I did not use weights between the two lines so as not to further complicate things (also because I do not yet know the performance of the two lines when everything is up and running).

Yet as I said, when I unplug one of the two "WAN" cables, the PING on the PC stops working.
I checked everything both still using the guide and of course the official documentation.

The only thing is that in System/Advanced/Miscellaneous/Load Balancing
Load Balancing / Use sticky connections = OFF
But I have nowhere found a hint as to whether it is mandatory to activate it. In any case, it would be more about Load Balancing than Failover.

darkcorner

I solved it by setting both Gateways to Automatic, although I have not found any indications to do so in the documentation

bp81

@darkcorner said in Failover doesn't work.:

I have configured a dual WAN with LoadBalance and Failover, but the failover doesn't work.
When I unplug the cable of a line, then the PING (in Win10 on 8.8.8.8 or on google.com) stops working until I reconnect it.

In summary these are the operations done:

WAN with static IP

4 DNS (2 from Google and 2 from Open DNS)

2 Gateways, associated with Google DNS and OpenDNS

Monitor with OpenDNS (first and second DNS).

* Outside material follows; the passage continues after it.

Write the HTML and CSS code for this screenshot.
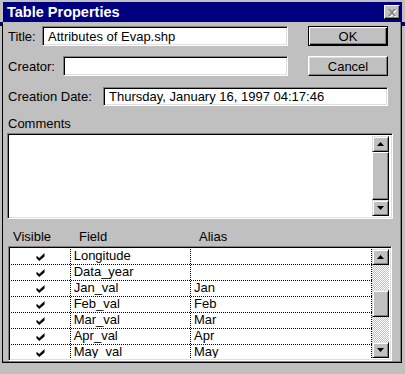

I initially used those from Google, but yesterday with these, the Gateway on the optical fiber was oflline due to too many lost packets.

Gateway group "LoadBalancer" with both at Tier1

2 Gateway groups for FailOver by inverting Tiers and with Trigger Level to "Member down"

In LAN-DMZ1-DMZ2 I created 3 rules, on top of all other rules, with gateway load-balancer, failover1 and failover2

Default gateway IPv4 = Automatic

I did not use weights between the two lines so as not to further complicate things (also because I do not yet know the performance of the two lines when everything is up and running).

Yet as I said, when I unplug one of the two "WAN" cables, the PING on the PC stops working.
I checked everything both still using the guide and of course the official documentation.

The only thing is that in System/Advanced/Miscellaneous/Load Balancing
Load Balancing / Use sticky connections = OFF
But I have nowhere found a hint as to whether it is mandatory to activate it. In any case, it would be more about Load Balancing than Failover.

Another setting to look at also in System -> Advanced -> Miscellaneous is "State Killing on Gateway Failure". The information on that option reads:

"The monitoring process will flush all states when a gateway goes down if this box is checked."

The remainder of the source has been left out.